Japon militerleşmesinin en bariz örneği kuşkusuz ki, 1942 yılından itibaren Malay topraklarına ayak basmasıyla birlikte kendini ortaya koydu. O dönem sömürge karşıtı silahlı oluşumlar içinde yer alan Suharto’nun bizzat eğitim aldığı bu Japon ordusu, onun iktidarı döneminde başlı başına bir referans noktası olmalıdır. Suharto, üniformasını çıkartıp bir sivil siyasetçiye dönüşse de, ülke yönetiminde merkezden çevreye kadar tüm noktalarda ordu mensupları bakanlıklardan, genel müdürlüklere, belediye başkanlıklarından köy yönetimine kadar ülkenin her noktasında var olmaya devam ettiler. Bu anlamda, Endonezya ordusunu, tıpkı ‘kurtarıcı’ sıfatına sahip diğer Asya ordularından bir farkı olmadığı ve ülkenin kaderinde belirleyicilikten geri durmadığı görülür.

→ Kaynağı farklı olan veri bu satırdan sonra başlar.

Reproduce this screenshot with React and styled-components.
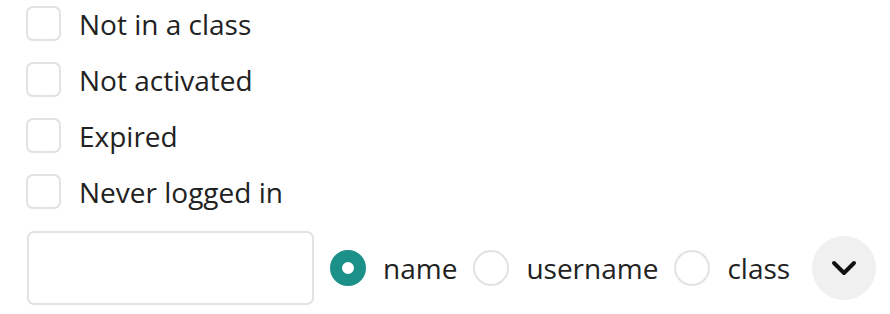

Ordunun ülke yönetimini bir ağ gibi sardığı ve küçüğünden büyüğüne neredeyse tüm politikalarda belirleyici makamında olması karşısında, bürokraside yer alan sivillerin ordu dışınıdaki çeşitli toplumsal ve siyasal yapıların temsilcileri olduklarını düşünmek iyi niyetli bir yaklaşım olacaktır. Ancak Suharto iktidarında ordunun işlevi/rolü ve geniş bürokrasi dünyasına nüfuzu dikkate alındığında daha farklı bir olgu olarak karşımıza çıkar. Ki buna Endonezya siyasetinde ‘dwi fungsi’ yani ‘iki işlev’ adı verilir. Endonezya ordusunun ülkeyi ‘dış tehditlere’ karşı koruma işlevinin yanı sıra, iç politikada aktör olarak yer alma gibi anayasal bir yeri de bulunuyor. Ordunun bu temel yapılaşmasının bugüne kadar daha çok iç politikada belirleyicik ile öne çıktığı da bir başka gerçek.
Endonezya’nın 30 Eylül 1965 ve sonrasında yaşadıkları bugün her açıdan siyasal ve toplumsal ilişkileri belirlemede önemli bir hadisedir. Bu dönemi tüm vecheleriyle ele almanın, hem Endonezya hem İslam coğrafyasının farklı bölgelerinde olup bitenleri anlamada oldukça işlevsel olduğuna kuşku yok.